Request >> Collect all lines from the listing that include the string "with".

Supplied data >>

-- BEGIN --

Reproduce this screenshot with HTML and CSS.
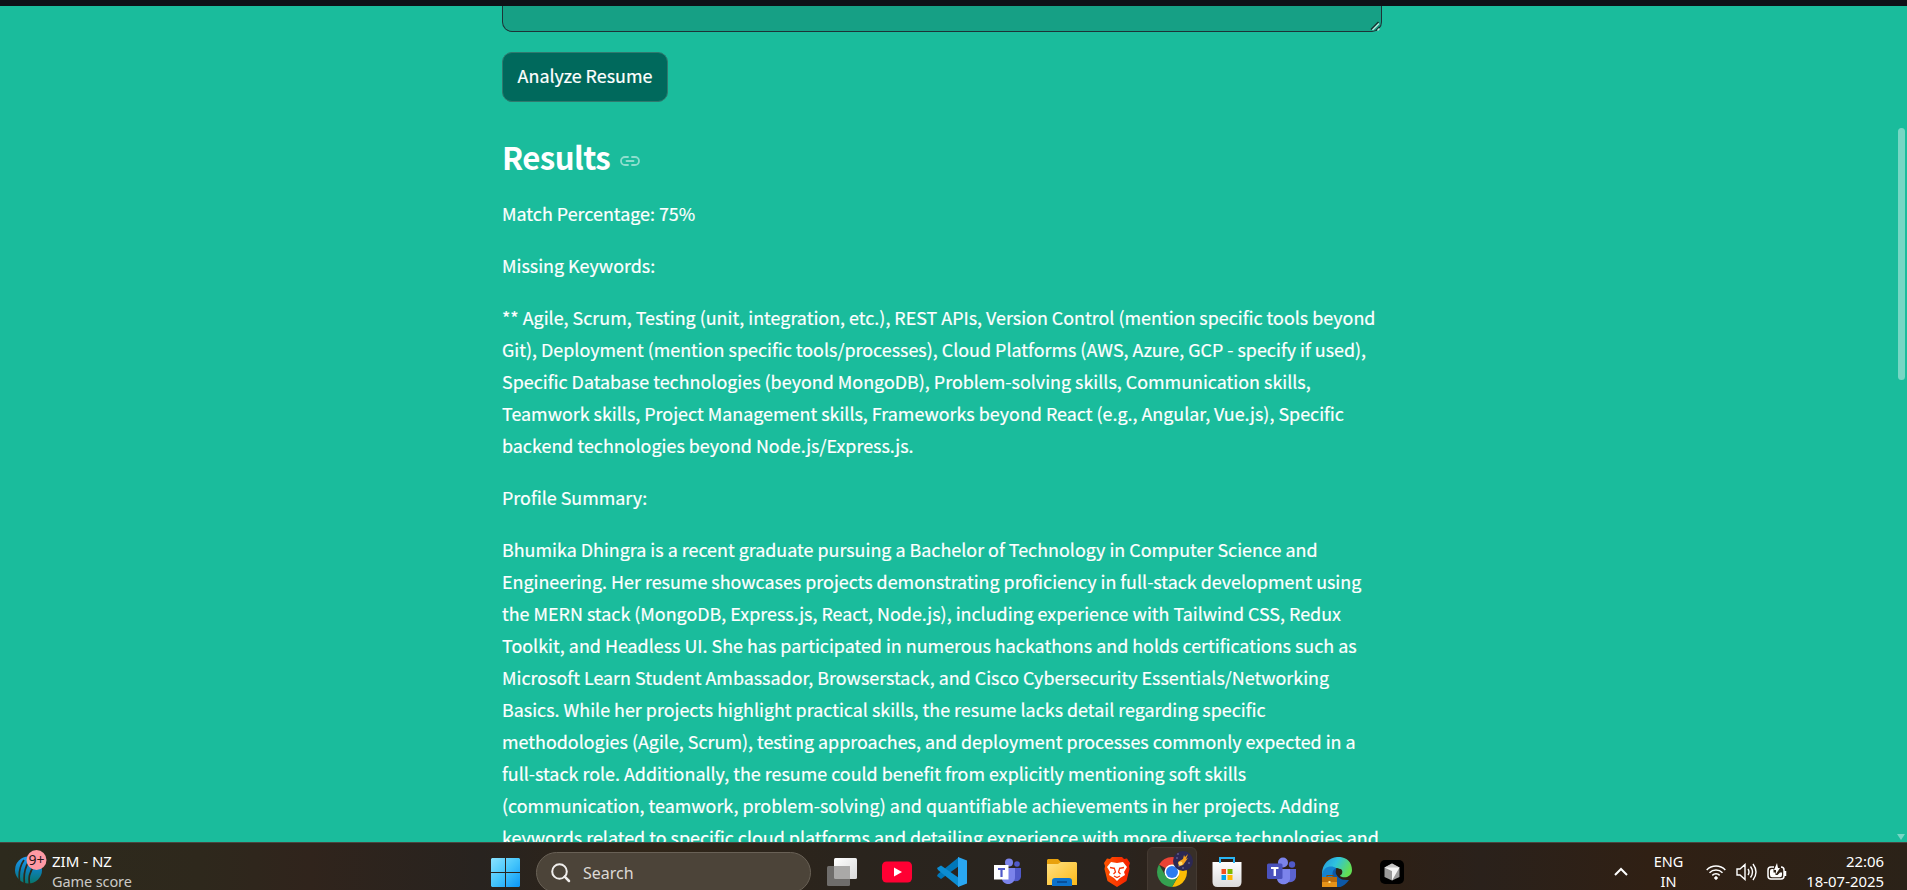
FILE: index.html
```html
<!DOCTYPE html>
<html lang="en">
<head>
<meta charset="utf-8">
<title>Resume Analyzer</title>
<link rel="stylesheet" href="styles.css">
</head>
<body>
<div class="screen">
  <header class="app-header"></header>
  <main class="page">
    <div class="column">
      <div class="textarea">
        <svg class="grip" width="10" height="10" viewBox="0 0 10 10"><path d="M1 8.5 8.5 1M6 9.5 9.5 6" stroke="#16302f" stroke-width="1.5"/><path d="M2.5 9 9 2.5M7.5 9.5 9.5 7.5" stroke="#b5e3d8" stroke-width="1.5"/></svg>
      </div>
      <button class="analyze">Analyze Resume</button>
      <h2 class="heading"><span>Results</span>
        <svg width="20" height="10" viewBox="0 0 20 10" fill="none" stroke="#8edecd" stroke-width="1.8" stroke-linecap="round"><path d="M8 1H5a4 4 0 0 0 0 8h3M12 1h3a4 4 0 0 1 0 8h-3M6.500 5h7"/></svg>
      </h2>
      <div class="prose">
        <p>Match Percentage: 75%</p>
        <p>Missing Keywords:</p>
        <p>** Agile, Scrum, Testing (unit, integration, etc.), REST APIs, Version Control (mention specific tools beyond<br>Git), Deployment (mention specific tools/processes), Cloud Platforms (AWS, Azure, GCP - specify if used),<br>Specific Database technologies (beyond MongoDB), Problem-solving skills, Communication skills,<br>Teamwork skills, Project Management skills, Frameworks beyond React (e.g., Angular, Vue.js), Specific<br>backend technologies beyond Node.js/Express.js.</p>
        <p>Profile Summary:</p>
        <p>Bhumika Dhingra is a recent graduate pursuing a Bachelor of Technology in Computer Science and<br>Engineering. Her resume showcases projects demonstrating proficiency in full-stack development using<br>the MERN stack (MongoDB, Express.js, React, Node.js), including experience with Tailwind CSS, Redux<br>Toolkit, and Headless UI. She has participated in numerous hackathons and holds certifications such as<br>Microsoft Learn Student Ambassador, Browserstack, and Cisco Cybersecurity Essentials/Networking<br>Basics. While her projects highlight practical skills, the resume lacks detail regarding specific<br>methodologies (Agile, Scrum), testing approaches, and deployment processes commonly expected in a<br>full-stack role. Additionally, the resume could benefit from explicitly mentioning soft skills<br>(communication, teamwork, problem-solving) and quantifiable achievements in her projects. Adding<br>keywords related to specific cloud platforms and detailing experience with more diverse technologies and</p>
      </div>
    </div>
    <div class="scroll-thumb"></div>
    <div class="scroll-down"></div>
  </main>

  <footer class="taskbar">
    <div class="widget">
      <svg width="34" height="38" viewBox="0 0 34 38">
        <defs><linearGradient id="ball" x1="0" y1="0" x2="0" y2="1"><stop offset="0" stop-color="#1e9bf0"/><stop offset=".5" stop-color="#0d80b8"/><stop offset="1" stop-color="#08766a"/></linearGradient></defs>
        <circle cx="14.500" cy="21" r="13.500" fill="url(#ball)"/>
        <path d="M10 11C5 18 4 25 6 36M15 12c-5 8-6 16-4 26M21 16c-6 7-7 13-5 22" fill="none" stroke="#2d2a1d" stroke-width="1.700"/>
        <circle cx="22.500" cy="11" r="10" fill="#ff99a4"/>
        <text class="badge-text" x="22.500" y="16" text-anchor="middle">9+</text>
      </svg>
      <div class="widget-text"><span>ZIM - NZ</span><span class="dim">Game score</span></div>
    </div>

    <div class="start">
      <svg width="29" height="29" viewBox="0 0 29 29">
        <defs><linearGradient id="win" gradientUnits="userSpaceOnUse" x1="0" y1="0" x2="29" y2="29"><stop offset="0" stop-color="#8be2ff"/><stop offset=".5" stop-color="#45c5fb"/><stop offset="1" stop-color="#0a96f8"/></linearGradient></defs>
        <path fill="url(#win)" d="M1 0h13v14H0V1zM15 0h13l1 1v13H15zM0 15h14v14H1l-1-1zM15 15h14v13l-1 1H15z"/>
      </svg>
    </div>

    <div class="search">
      <svg width="20" height="20" viewBox="0 0 20 20" fill="none" stroke="#f0eeec" stroke-width="2"><circle cx="8.500" cy="8.500" r="7.300"/><path d="m13.700 13.700 4.300 4.300" stroke-width="2.500" stroke-linecap="round"/></svg>
      <span>Search</span>
    </div>

    <div class="apps">
      <div class="app"><svg width="30" height="30" viewBox="0 0 30 30"><defs><linearGradient id="tv" x1="0" y1="0" x2="1" y2="1"><stop stop-color="#fff"/><stop offset="1" stop-color="#d9d9d9"/></linearGradient></defs><rect x="7" y="1" width="23" height="21" rx="1.500" fill="url(#tv)"/><rect x="0" y="9" width="23" height="20" rx="1.500" fill="#6f6d6b"/><path d="M7 9h15q1 0 1 1v12H8.500Q7 22 7 20.500z" fill="#aaa9a8"/></svg></div>
      <div class="app"><svg width="30" height="30" viewBox="0 0 30 30"><rect y="4.500" width="30" height="21" rx="4.500" fill="#ff0033"/><path d="m12 10.500 8 4.500-8 4.500z" fill="#fff"/></svg></div>
      <div class="app"><svg width="30" height="30" viewBox="0 0 30 30"><path d="M22 0v9L4 22l-4-3 1-2z" fill="#0077b9"/><path d="M22 30v-9L4 8.500 0 11l1 2z" fill="#0c8dd2"/><path d="m21 0 9 3.500v23L21 30z" fill="#2aa7f2"/></svg></div>
      <div class="app"><svg width="28" height="28" viewBox="0 0 28 28"><circle cx="24" cy="6" r="2.800" fill="#5059c9"/><path d="M19 10h9v9q-1 5-7 4z" fill="#5059c9"/><circle cx="16" cy="4.500" r="4" fill="#7b83eb"/><path d="M10 10h12v9c0 9-12 9-13 2z" fill="#7b83eb"/><rect x="1" y="7" width="14.500" height="14.500" fill="#fff"/><path d="M5 10h7v2H9.600v7H7.400v-7H5z" fill="#5059c9"/></svg></div>
      <div class="app"><svg width="30" height="28" viewBox="0 0 30 28"><defs><linearGradient id="fold" x1="0" y1="0" x2="1" y2="1"><stop stop-color="#ffe183"/><stop offset="1" stop-color="#fcb918"/></linearGradient></defs><path d="M1 1h10l3 3h15v9H0V2z" fill="#e8a10d"/><path d="M0 6h11l3-2h15l1 1v22H0z" fill="url(#fold)"/><path d="M5 28v-5q0-3 3-3h14q3 0 3 3v5z" fill="#0c72cc"/><path d="M10 24h10" stroke="#06448a" stroke-width="1.500"/></svg></div>
      <div class="app"><svg width="26" height="30" viewBox="0 0 26 30"><defs><linearGradient id="brave" x1="0" y1="0" x2="1" y2="0"><stop stop-color="#ff5500"/><stop offset="1" stop-color="#f51d00"/></linearGradient></defs><path d="M8 0h10l2 2 3-.5L26 6l-1 3 .5 3-3 12-9.500 6-9.500-6L.5 12 1 9 0 6l3-4.500L6 2z" fill="url(#brave)"/><path d="m7 5 6 1 6-1 4 5-3 5 1 3-5 3-3 3-3-3-5-3 1-3-3-5z" fill="#fff"/><path d="m6 10.500 5 1M20 10.500l-5 1M10.500 12l1 3-2 2M15.500 12l-1 3 2 2M10 19l3 1.500 3-1.500" fill="none" stroke="#fa3608" stroke-width="1.300"/></svg></div>
      <div class="app active"><svg class="chrome" width="36" height="36" viewBox="0 0 36 36"><path d="M15 21 2.010 13.500A15 15 0 0 1 27.990 13.500L15 13.500z" fill="#ea4335"/><path d="M27.990 13.500A15 15 0 0 1 15 36L21.500 24.750 15 13.500z" fill="#fbbc04"/><path d="M2.010 13.500A15 15 0 0 0 15 36L21.500 24.750 15 28.500 8.500 24.750z" fill="#34a050"/><circle cx="15" cy="21" r="7.500" fill="#fff"/><circle cx="15" cy="21" r="6" fill="#2d7cf0"/><circle cx="26" cy="10" r="10" fill="#2c2853"/><path d="M19 7h2M21 15h2M31 12h2M20 3h2M25 17h2" stroke="#7771a2"/><path d="m22 15-1-4 5-3 1-4 1 2 3-3-2 5 2-1-5 7z" fill="#f5a11a"/><circle cx="23.500" cy="12.500" r="2" fill="#ffdc70"/></svg></div>
      <div class="app"><svg width="30" height="30" viewBox="0 0 30 30"><defs><linearGradient id="bag" x1="0" y1="0" x2="0" y2="1"><stop stop-color="#fff"/><stop offset="1" stop-color="#dcdcdc"/></linearGradient></defs><path d="M.5 5h29v20q0 5-5 5h-19q-5 0-5-5z" fill="url(#bag)"/><path d="M8 6V1h14v5" fill="none" stroke="#29b5f4" stroke-width="2"/><path d="M9.500 12H14v5H9.500z" fill="#f25022"/><path d="M15.500 12h5v5h-5z" fill="#7fba00"/><path d="M9.500 18H14v5H9.500z" fill="#00a4ef"/><path d="M15.500 18h5v5h-5z" fill="#ffb900"/></svg></div>
      <div class="app"><svg width="30" height="30" viewBox="0 0 30 30"><circle cx="25" cy="7.500" r="3.200" fill="#5059c9"/><path d="M20 12h9v8q-1 6-8 5z" fill="#5b63cf"/><circle cx="16" cy="5.500" r="5" fill="#7b83eb"/><path d="M12 12h11v10c-1 7-12 7-13 0z" fill="#7b83eb"/><rect x="0" y="6.500" width="15.500" height="15.500" rx="1.500" fill="#4a52bd"/><path d="M4 10h7.500v2H9v7H6.600v-7H4z" fill="#fff"/></svg></div>
      <div class="app"><svg width="30" height="30" viewBox="0 0 30 30"><defs><linearGradient id="edge" x1="0" y1="0" x2="1" y2=".4"><stop stop-color="#2394dc"/><stop offset=".5" stop-color="#2fc2df"/><stop offset="1" stop-color="#62de54"/></linearGradient></defs><path d="M15 8c-3 10 1 16 12 15C17 37 0 31 0 15z" fill="#0d58a6"/><path d="M0 17C0-4 30-6 30 13c0 7-8 9-12 6 3-4 0-8-4-8C7 10 0 14 0 20z" fill="url(#edge)"/><path d="M0 18c1-9 10-10 14-7-5 3-4 8-1 11L0 25z" fill="#1482cf"/><rect x="5" y="18.500" width="6" height="3" fill="none" stroke="#8e4900"/><path d="M0 20h15v10H0z" fill="#e69319"/><path d="M0 20h15v5H0z" fill="#b96a0b"/><path d="M6.500 24h2v2h-2z" fill="#ffe38c"/><circle cx="17" cy="15" r="3.300" fill="#2e2015"/></svg></div>
      <div class="app"><svg width="24" height="24" viewBox="0 0 24 24"><rect width="24" height="24" rx="5" fill="#000"/><path d="m12 3.500 7.500 4v9.500L12 20.500 4.500 17V7.500z" fill="#999"/><path d="m12 3.500 7.500 4L12 11 4.500 7.500z" fill="#c4c4c4"/><path d="M19.500 7.500 12 20.500V11L4.500 7.500z" fill="#f4f4f4"/></svg></div>
    </div>

    <div class="tray">
      <svg class="chevron" width="14" height="9" viewBox="0 0 14 9" fill="none" stroke="#fff" stroke-width="2"><path d="m1 8 6-6 6 6"/></svg>
      <div class="lang"><span>ENG</span><span>IN</span></div>
      <div class="status">
        <svg width="20" height="16" viewBox="0 0 20 16" fill="none" stroke="#fff" stroke-width="1.500"><path d="M.700 6a13 13 0 0 1 18.600 0M3.500 8.700a9.200 9.200 0 0 1 13 0M6.300 11.400a5.200 5.200 0 0 1 7.400 0"/><circle cx="10" cy="14" r="1.300" fill="#fff" stroke-width="1"/></svg>
        <svg width="21" height="18" viewBox="0 0 21 18" fill="none" stroke="#fff" stroke-width="1.400"><path d="M1 6h3l5-4.500v15L4 12H1zM12 6q2 3 0 6M14.500 3.500q4 5.500 0 11M17 1q6 8 0 16"/></svg>
        <svg width="20" height="18" viewBox="0 0 20 18" fill="none" stroke="#fff" stroke-width="1.500"><path d="M7 4H4Q1 4 1 7v6q0 3 3 3h10q3 0 3-3V7q0-3-3-3M18.500 8v5"/><path d="M3 8q0-2 2-2h1.500v3.500h2V12h2l2.500-2.500h2V12q0 2.200-2 2.200H5q-2 0-2-2.200z" fill="#fff" stroke="none"/><path d="M10 0 7 7h2v4l4-6h-2z" fill="#fff" stroke="none"/></svg>
      </div>
      <div class="clock"><span>22:06</span><span>18-07-2025</span></div>
    </div>
  </footer>
</div>
</body>
</html>
```
FILE: styles.css
```css
* { box-sizing: border-box; }
body { margin: 0; overflow: hidden; }
svg { display: block; flex: none; }

.screen {
  width: 1907px;
  height: 890px;
  display: flex;
  flex-direction: column;
  overflow: hidden;
}

.app-header { height: 6px; flex: none; background: #0e1117; }

.page {
  position: relative;
  height: 836px;
  flex: none;
  overflow: hidden;
  padding-left: 502px;
  background: #1abc9c;
  color: #fff;
  font-family: "Noto Sans CJK SC", "Noto Sans", sans-serif;
}
.column { width: 880px; }

.textarea {
  position: relative;
  height: 26px;
  border: 1px solid #1d3337;
  border-top: 0;
  border-radius: 0 0 10px 10px;
  background: #16a085;
}
.grip { position: absolute; right: 1px; bottom: 0; }

.analyze {
  display: block;
  width: 166px;
  height: 50px;
  margin-top: 20px;
  padding: 0 0 4px;
  border: 1px solid #31796e;
  border-radius: 10px;
  background: #00695c;
  color: #fff;
  font: 400 17.900px/30px "Noto Sans CJK SC", "Noto Sans", sans-serif;
  -webkit-text-stroke: 0.200px #fff;
  white-space: nowrap;
}

.heading {
  display: flex;
  align-items: center;
  gap: 9.500px;
  height: 42px;
  margin: 34px 0 0;
  font-size: 31.200px;
  font-weight: 700;
  letter-spacing: -0.600px;
  line-height: 42px;
}
.heading svg { margin-top: 8px; }

.prose { margin-top: 19px; font-size: 17.900px; line-height: 32px; white-space: nowrap; -webkit-text-stroke: 0.200px #fff; }
.prose p { margin: 0 0 20px; }

.scroll-thumb {
  position: absolute;
  left: 1898px;
  top: 122px;
  width: 7px;
  height: 252px;
  border-radius: 4px;
  background: #76d7c4;
}
.scroll-down {
  position: absolute;
  left: 1897px;
  top: 828px;
  border: 4.500px solid transparent;
  border-top: 6px solid #76d7c4;
  border-bottom: 0;
}

.taskbar {
  position: relative;
  display: flex;
  height: 48px;
  flex: none;
  overflow: hidden;
  border-top: 1px solid #4a4640;
  background: linear-gradient(90deg, #2d2a1d 0, #2e281c 200px, #30241c 310px, #28231f 480px, #302518 650px, #2a241d 850px, #29241f 1110px, #302015 1230px, #2e2015 1380px, #2a211b 1480px, #302014 1650px, #2b2218 1907px);
  color: #fff;
  font-family: "Noto Sans", sans-serif;
  font-size: 15px;
  line-height: 20px;
}

.widget { display: flex; width: 490px; padding: 6px 0 0 14px; gap: 4px; }
.badge-text { font-size: 14px; fill: #2a1517; }
.widget-text { display: flex; flex-direction: column; padding-top: 2px; white-space: nowrap; }
.dim { color: #cbc9c6; font-size: 14.500px; letter-spacing: -0.100px; }

.start { width: 46px; padding: 15px 0 0 1px; }

.search {
  display: flex;
  align-items: center;
  gap: 12px;
  width: 275px;
  height: 41px;
  margin-top: 9px;
  padding-left: 14px;
  flex: none;
  border: 1px solid #696156;
  border-radius: 21px;
  background: #4c4439;
  color: #dcd9d5;
  font-size: 16px;
}

.apps { display: flex; width: 605px; height: 50px; margin: 4px 0 0 3.500px; flex: none; }
.app { width: 55px; height: 50px; display: flex; flex: none; align-items: center; justify-content: center; }
.active { width: 50px; margin: 0 2.500px; border: 1px solid #443a32; border-radius: 6px; background: #382f28; }
.chrome { margin: -6px 0 0 6px; }

.tray { display: flex; flex: 1; white-space: nowrap; }
.chevron { margin: 24px 0 0 194px; }
.lang { display: flex; flex-direction: column; align-items: center; width: 30px; margin: 8px 0 0 26px; font-size: 14.500px; }
.status { display: flex; align-items: center; gap: 10px; height: 22px; margin: 18px 0 0 22px; }
.clock { display: flex; flex-direction: column; align-items: flex-end; margin: 8px 23px 0 auto; font-size: 14.900px; }
```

-- END --

Correct output >>
Reproduce this screenshot with HTML and CSS.
        <p>Bhumika Dhingra is a recent graduate pursuing a Bachelor of Technology in Computer Science and<br>Engineering. Her resume showcases projects demonstrating proficiency in full-stack development using<br>the MERN stack (MongoDB, Express.js, React, Node.js), including experience with Tailwind CSS, Redux<br>Toolkit, and Headless UI. She has participated in numerous hackathons and holds certifications such as<br>Microsoft Learn Student Ambassador, Browserstack, and Cisco Cybersecurity Essentials/Networking<br>Basics. While her projects highlight practical skills, the resume lacks detail regarding specific<br>methodologies (Agile, Scrum), testing approaches, and deployment processes commonly expected in a<br>full-stack role. Additionally, the resume could benefit from explicitly mentioning soft skills<br>(communication, teamwork, problem-solving) and quantifiable achievements in her projects. Adding<br>keywords related to specific cloud platforms and detailing experience with more diverse technologies and</p>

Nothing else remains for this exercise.